> **What you have to do**: Search the listing below for the string "this" and show each line that contains it.

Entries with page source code
-.-.-

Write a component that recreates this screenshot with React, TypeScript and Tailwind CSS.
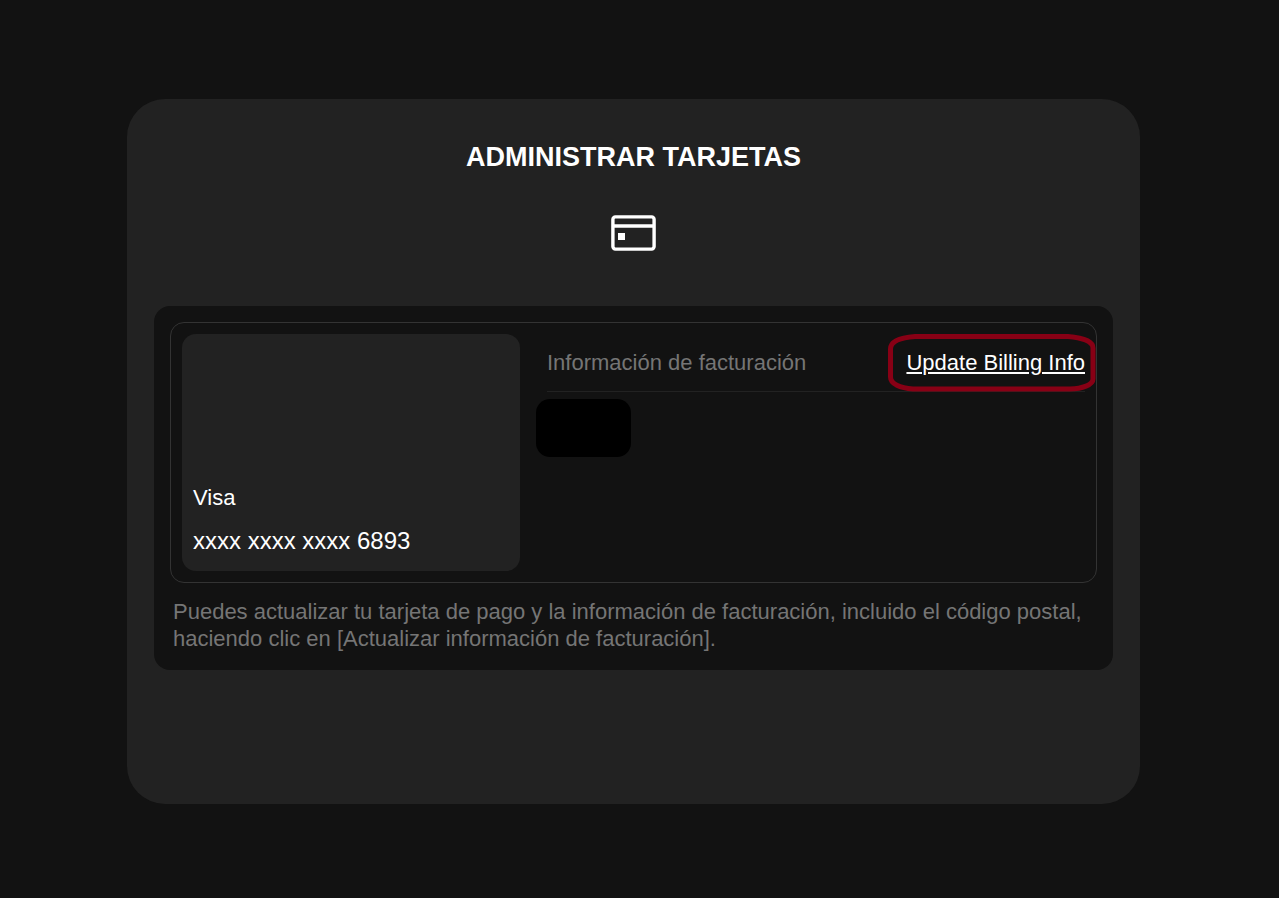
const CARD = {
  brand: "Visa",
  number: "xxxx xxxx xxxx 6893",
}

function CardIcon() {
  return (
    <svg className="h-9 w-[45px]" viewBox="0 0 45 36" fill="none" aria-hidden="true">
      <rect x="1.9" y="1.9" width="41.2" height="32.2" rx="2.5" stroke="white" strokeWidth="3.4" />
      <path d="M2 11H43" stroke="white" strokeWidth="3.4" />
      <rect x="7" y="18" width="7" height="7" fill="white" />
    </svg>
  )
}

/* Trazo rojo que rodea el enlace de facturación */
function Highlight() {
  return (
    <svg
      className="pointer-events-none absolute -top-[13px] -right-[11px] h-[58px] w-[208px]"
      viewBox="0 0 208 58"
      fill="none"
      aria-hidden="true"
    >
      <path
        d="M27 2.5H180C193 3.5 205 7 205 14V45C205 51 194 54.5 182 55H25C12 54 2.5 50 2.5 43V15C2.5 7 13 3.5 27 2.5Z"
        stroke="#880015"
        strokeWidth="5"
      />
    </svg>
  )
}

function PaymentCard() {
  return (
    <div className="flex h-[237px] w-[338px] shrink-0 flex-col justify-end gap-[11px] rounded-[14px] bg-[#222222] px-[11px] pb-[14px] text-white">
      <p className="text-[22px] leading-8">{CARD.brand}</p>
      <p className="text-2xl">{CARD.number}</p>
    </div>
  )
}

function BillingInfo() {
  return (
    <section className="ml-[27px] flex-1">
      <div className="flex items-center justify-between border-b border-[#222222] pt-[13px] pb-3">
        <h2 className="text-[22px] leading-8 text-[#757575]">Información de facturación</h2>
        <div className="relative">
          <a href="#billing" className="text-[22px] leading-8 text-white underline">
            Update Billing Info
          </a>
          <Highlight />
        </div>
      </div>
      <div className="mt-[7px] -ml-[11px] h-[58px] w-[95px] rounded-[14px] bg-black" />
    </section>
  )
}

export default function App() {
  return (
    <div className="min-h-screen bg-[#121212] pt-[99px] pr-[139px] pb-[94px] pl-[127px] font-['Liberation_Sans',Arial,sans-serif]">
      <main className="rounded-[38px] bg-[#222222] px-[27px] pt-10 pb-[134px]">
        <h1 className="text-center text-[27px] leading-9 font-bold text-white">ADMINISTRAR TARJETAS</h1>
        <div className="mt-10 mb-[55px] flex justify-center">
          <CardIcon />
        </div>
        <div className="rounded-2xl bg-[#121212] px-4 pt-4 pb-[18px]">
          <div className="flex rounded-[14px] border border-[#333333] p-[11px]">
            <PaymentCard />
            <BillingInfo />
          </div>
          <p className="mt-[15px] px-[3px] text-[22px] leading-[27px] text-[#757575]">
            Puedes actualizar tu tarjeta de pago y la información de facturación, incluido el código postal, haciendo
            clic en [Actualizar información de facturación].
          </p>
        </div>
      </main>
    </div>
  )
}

-.-.-

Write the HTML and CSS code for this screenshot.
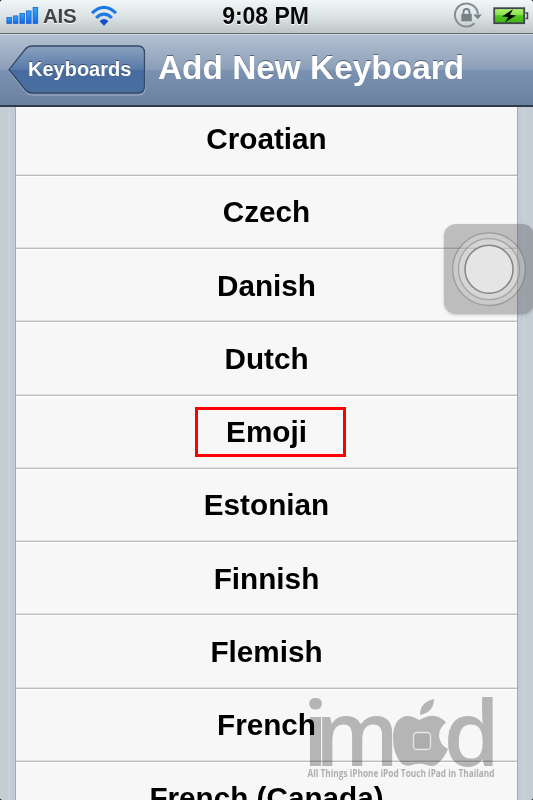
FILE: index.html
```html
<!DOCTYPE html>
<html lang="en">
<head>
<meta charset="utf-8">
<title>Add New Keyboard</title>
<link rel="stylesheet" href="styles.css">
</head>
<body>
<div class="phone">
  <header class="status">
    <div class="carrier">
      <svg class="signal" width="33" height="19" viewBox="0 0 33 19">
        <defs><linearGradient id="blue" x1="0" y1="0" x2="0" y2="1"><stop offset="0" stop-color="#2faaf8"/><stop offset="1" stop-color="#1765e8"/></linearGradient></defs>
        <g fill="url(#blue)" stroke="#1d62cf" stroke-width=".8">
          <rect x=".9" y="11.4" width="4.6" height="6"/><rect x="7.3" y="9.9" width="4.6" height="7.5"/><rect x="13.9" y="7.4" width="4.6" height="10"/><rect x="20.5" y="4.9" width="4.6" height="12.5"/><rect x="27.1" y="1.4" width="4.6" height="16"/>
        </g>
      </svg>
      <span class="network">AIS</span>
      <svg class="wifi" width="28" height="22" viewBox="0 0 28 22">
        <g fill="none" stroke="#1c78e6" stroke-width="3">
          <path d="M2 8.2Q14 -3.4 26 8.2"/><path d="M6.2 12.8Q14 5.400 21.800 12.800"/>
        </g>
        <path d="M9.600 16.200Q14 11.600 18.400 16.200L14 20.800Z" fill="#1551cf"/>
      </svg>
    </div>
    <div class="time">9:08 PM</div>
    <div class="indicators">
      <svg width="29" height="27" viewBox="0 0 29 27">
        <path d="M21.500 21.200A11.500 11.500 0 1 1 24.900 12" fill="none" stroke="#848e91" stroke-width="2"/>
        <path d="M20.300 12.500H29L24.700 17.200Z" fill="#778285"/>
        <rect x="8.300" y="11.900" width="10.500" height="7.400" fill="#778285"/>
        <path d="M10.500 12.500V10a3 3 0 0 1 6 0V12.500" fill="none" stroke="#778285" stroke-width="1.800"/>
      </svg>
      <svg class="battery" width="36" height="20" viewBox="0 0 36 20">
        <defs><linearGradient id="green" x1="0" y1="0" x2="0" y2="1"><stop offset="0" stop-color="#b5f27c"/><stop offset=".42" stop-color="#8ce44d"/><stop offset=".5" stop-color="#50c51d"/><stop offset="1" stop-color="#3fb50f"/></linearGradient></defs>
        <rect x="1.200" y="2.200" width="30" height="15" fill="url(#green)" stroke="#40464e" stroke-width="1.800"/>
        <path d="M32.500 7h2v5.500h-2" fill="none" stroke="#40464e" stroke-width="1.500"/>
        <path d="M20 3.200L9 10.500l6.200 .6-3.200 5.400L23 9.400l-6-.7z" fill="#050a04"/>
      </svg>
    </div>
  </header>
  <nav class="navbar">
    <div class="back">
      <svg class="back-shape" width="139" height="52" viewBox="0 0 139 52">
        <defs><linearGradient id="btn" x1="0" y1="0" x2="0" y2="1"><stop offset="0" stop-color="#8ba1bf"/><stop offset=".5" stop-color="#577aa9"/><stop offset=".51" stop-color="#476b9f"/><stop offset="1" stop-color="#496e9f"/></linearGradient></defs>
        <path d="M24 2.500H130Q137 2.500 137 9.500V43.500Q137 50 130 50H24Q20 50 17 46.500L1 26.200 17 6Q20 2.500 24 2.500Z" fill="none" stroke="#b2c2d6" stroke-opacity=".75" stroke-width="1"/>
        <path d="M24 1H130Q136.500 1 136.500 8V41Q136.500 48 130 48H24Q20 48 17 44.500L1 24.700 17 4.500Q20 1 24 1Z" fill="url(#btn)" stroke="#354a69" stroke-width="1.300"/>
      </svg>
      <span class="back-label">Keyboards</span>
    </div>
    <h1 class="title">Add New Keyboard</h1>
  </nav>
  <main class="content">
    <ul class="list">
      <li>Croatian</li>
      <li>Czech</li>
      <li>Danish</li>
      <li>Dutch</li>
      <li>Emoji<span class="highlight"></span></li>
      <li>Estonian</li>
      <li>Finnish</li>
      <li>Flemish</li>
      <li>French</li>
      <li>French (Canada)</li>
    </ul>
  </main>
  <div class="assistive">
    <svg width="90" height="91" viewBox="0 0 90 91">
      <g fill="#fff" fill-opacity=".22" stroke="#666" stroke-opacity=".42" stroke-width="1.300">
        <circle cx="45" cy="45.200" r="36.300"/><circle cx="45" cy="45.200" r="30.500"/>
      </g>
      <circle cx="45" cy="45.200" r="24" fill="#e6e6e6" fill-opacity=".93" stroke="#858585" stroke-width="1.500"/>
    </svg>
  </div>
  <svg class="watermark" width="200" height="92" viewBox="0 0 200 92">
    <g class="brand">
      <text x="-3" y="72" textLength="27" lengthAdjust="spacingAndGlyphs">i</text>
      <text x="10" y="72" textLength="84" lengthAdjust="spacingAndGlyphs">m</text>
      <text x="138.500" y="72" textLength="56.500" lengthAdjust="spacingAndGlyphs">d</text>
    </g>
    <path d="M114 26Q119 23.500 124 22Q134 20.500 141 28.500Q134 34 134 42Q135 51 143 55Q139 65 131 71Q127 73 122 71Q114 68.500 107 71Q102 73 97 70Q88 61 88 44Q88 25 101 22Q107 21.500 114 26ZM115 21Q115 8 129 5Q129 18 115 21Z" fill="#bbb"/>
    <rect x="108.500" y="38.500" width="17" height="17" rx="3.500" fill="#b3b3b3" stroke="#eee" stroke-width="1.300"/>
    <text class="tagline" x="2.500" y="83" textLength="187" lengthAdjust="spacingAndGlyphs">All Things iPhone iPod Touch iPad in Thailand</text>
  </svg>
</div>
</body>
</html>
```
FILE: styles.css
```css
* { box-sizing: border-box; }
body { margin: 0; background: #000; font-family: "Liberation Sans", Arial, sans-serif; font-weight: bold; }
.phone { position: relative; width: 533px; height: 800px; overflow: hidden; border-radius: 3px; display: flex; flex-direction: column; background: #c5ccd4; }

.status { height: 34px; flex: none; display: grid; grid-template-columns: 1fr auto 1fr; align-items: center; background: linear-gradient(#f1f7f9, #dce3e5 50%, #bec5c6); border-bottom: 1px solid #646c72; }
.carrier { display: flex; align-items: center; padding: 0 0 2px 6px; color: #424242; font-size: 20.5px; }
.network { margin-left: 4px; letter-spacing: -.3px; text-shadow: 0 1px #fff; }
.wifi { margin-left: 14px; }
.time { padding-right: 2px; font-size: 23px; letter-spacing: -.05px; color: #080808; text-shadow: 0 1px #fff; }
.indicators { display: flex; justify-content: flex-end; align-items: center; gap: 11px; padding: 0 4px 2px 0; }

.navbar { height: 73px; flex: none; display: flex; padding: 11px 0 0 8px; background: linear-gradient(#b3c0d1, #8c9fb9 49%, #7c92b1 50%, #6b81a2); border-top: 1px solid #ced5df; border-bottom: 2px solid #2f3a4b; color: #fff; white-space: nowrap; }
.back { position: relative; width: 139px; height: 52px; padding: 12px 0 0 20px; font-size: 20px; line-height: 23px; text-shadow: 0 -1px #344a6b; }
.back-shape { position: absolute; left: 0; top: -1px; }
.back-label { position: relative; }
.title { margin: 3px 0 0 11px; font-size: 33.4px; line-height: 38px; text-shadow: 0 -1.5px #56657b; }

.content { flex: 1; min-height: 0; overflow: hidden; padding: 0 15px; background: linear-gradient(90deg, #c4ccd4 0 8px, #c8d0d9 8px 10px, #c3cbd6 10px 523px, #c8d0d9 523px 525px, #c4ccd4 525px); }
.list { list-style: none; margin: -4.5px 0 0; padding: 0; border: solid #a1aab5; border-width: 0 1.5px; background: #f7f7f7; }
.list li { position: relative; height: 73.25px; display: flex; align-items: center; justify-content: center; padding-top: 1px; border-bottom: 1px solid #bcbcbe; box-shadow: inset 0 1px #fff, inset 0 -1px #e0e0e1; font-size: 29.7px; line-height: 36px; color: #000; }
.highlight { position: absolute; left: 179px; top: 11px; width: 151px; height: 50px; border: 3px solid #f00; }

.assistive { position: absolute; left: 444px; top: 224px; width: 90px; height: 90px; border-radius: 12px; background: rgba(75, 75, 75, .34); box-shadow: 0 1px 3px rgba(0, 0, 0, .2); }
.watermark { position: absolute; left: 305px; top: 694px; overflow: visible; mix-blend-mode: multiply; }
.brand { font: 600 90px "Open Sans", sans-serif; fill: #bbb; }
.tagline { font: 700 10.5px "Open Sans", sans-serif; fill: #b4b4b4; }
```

-.-.-

> **Result of the exercise**:
Write a component that recreates this screenshot with React, TypeScript and Tailwind CSS.
Write the HTML and CSS code for this screenshot.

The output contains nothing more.